None of the below titles match the hype for the upcoming shounen superhero anime My Hero Academia.
The Spring anime season is fast approaching, with about two weeks left until the new shows start pouring out. In comparison to the Winter season, there is a ton of stuff to get excited about this time around: the incomparable JoJo’s Bizarre Adventure Part 4, the mystery thriller Bungou Stray Dogs, the adaptation of the popular Ace Attorney video game, the new Tetsuro Araki title Kabaneri of the Iron Fortress, and the bizarre comedy Haven’t You Heard? I’m Sakamoto.
Ever since the anime adaptation was announced back in October, the excitement surrounding this series has been steadily growing over the past five months, and now FUNimation, the series’ exclusive licensee, is throwing more promotion at this series than every show that was advertised in the Winter season. So now, the big question: why the hype?
Starting with the obvious, this is a Shounen Jump title after all, with the original manga being published alongside anime giants like Naruto and One Piece, as well as newer megahits like Assassination Classroom and Food Wars. Shounen Jump consistently makes extremely popular titles that make back their production costs in almost no time. Even arguably terrible anime like World Trigger are still garnering a noteworthy audience due to their fame in Jump.
But My Hero Academia isn’t just another Shounen Jump title.
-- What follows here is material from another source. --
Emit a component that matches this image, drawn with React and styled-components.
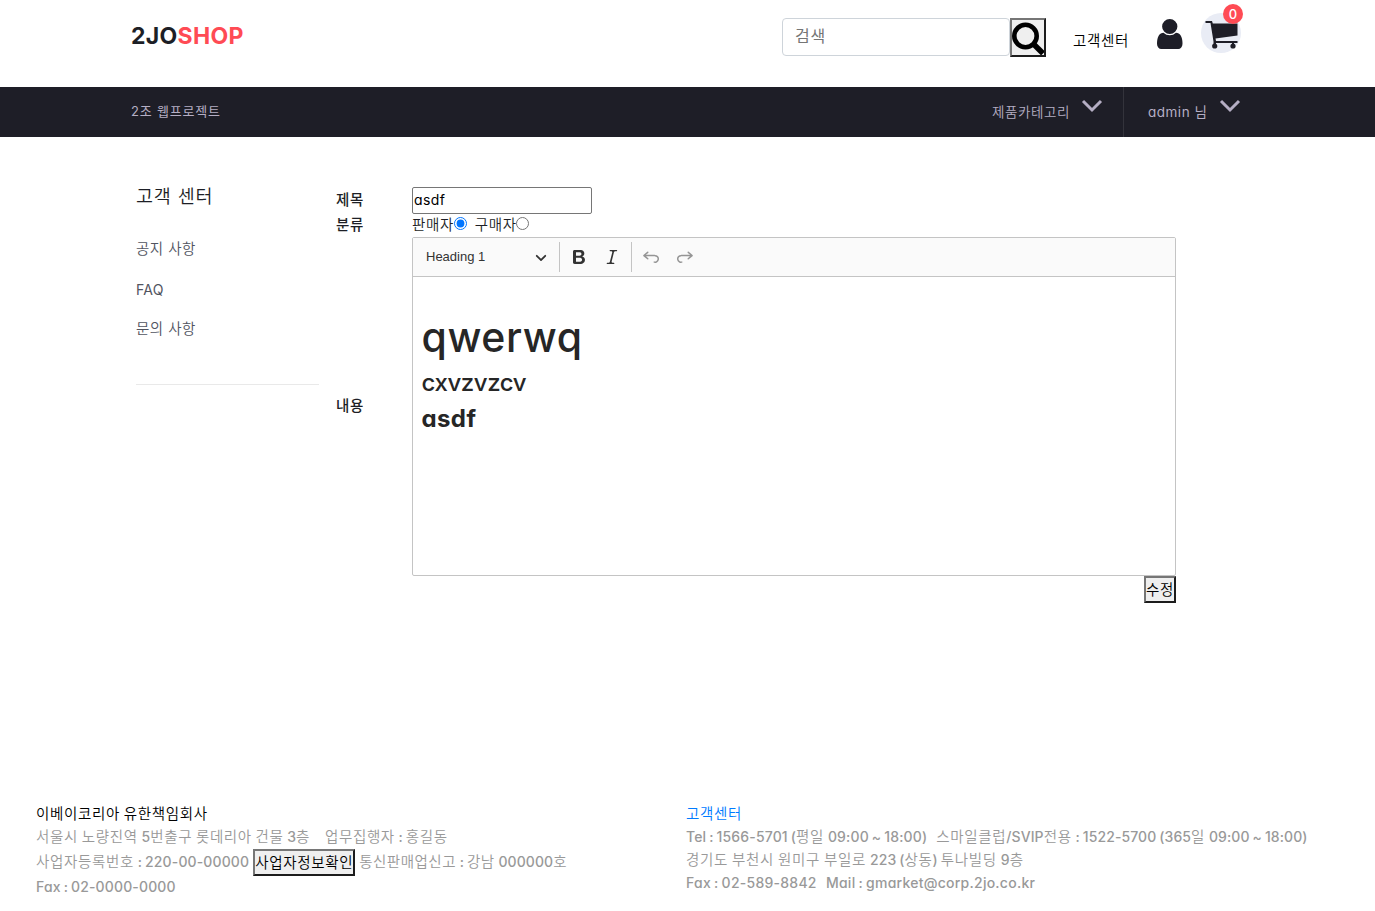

As of the past few months, it is the Shounen Jump title, consistently ranking in the top 5 series every week and often taking the #1 spot, and it has already sold over 3.7 million volumes. Keep in mind that this series has only been out for a few months shy of two years, and yet it is still massively popular. Arguably, this could also be related to the fact that it started running shortly before Naruto finally came to an end, and as the two manga share several core similarities, one can see how a wayward fan base would quickly jump onto the next big thing.
The genre also has a lot to do with why it’s so popular, specifically the fact that it falls into the Western superhero genre tradition. This is important to note because, for seemingly the first time ever, the anime industry is experiencing its first Western-style superhero boom. Whether this is a direct result of the ungodly success of the Marvel Cinematic Universe or not, it’s clear from the titles coming out nowadays that the industry is experiencing its first big explosion of cape-wearing, bad guy-busting, traditional Western superhero.
Prior to the past half decade, there were hardly any Western-style superheroes in anime.
The most notable were those from the 60s and 70s, such as Astro Boy and Gatchaman, but these shows were very infrequent and never really inspired other writers to follow in their path. Aside from that, all we had were those terrible anime adaptation of Western superheroes like Ironman and Wolverine. Now, however, every year has at least two or three new superhero anime. One-Punch Man, Samurai Flamenco, Concrete Revolutio, and even the revival of the Gatchaman franchise with Gatchaman Crowds have all been fairly popular and already seem to be inspiring more shows to come. And now, with the advent of the first popular superhero Jump title, that influence is sure to spread at exponentially growing rates.
Finally, as if both its source material and its genre weren’t enough to make this the most highly-anticipated show of the Spring season, we have the production crew.
Most notably, we have Studio Bones handling the animation production. For over 15 years, Bones has been making consistently high quality action titles, from manga adaptations like Fullmetal Alchemist, Soul Eater, and Noragami, to original works like Eureka Seven, Darker Than Black, and Space Dandy. They’re even working on two additional titles for the spring season: Bungou Stray Dogs and the second season of Concrete Revolutio. Any work by Bones is practically guaranteed to draw a crowd eager to see their highly skilled and expertly choreographed fight sequences.
Aside from Bones, the individual staff members are nothing to scoff at either.
Take director Kenji Nagasaki for example. While he doesn’t have as much experience as other noteworthy directors, what he does have makes him worth mentioning, and what he has is Gundam recognition, as he is also the director of Gundam Build Fighters, a sports/gunpla series universally enjoyed by Gundam fans. Any director that has the Gundam franchise’s approval is certainly worth paying attention to, especially since Build Fighters is as close to a traditional shounen action series as Gundam will ever get.
Then there’s Yousuke Kuroda on series composition, whose work appears in Hellsing Ultimate, Jormungand, Gundam Build Fighters, Gundam 00, and Trigun; impressive doesn’t even begin to describe his repertoire. Art director Shigemi Ikeda served on One-Punch Man and at least a dozen other Gundam series, and composer Yuuki Hayashi worked on the music for Haikyuu!, Gundam Build Fighters, and Death Parade.
When looking at this series on the whole, the source material, genre, and staff all included, it’s pretty easy to see that My Hero Academia is built for success and is well-deserving of its hype.
I’ve read all the volumes that have been released in the US so far and have the next few preordered, and I might read ahead soon just because it’s so difficult to wait for the next volume. Just by sheer force of money and talent, this will definitely be one of the big titles to look out for as the Spring season draws nearer.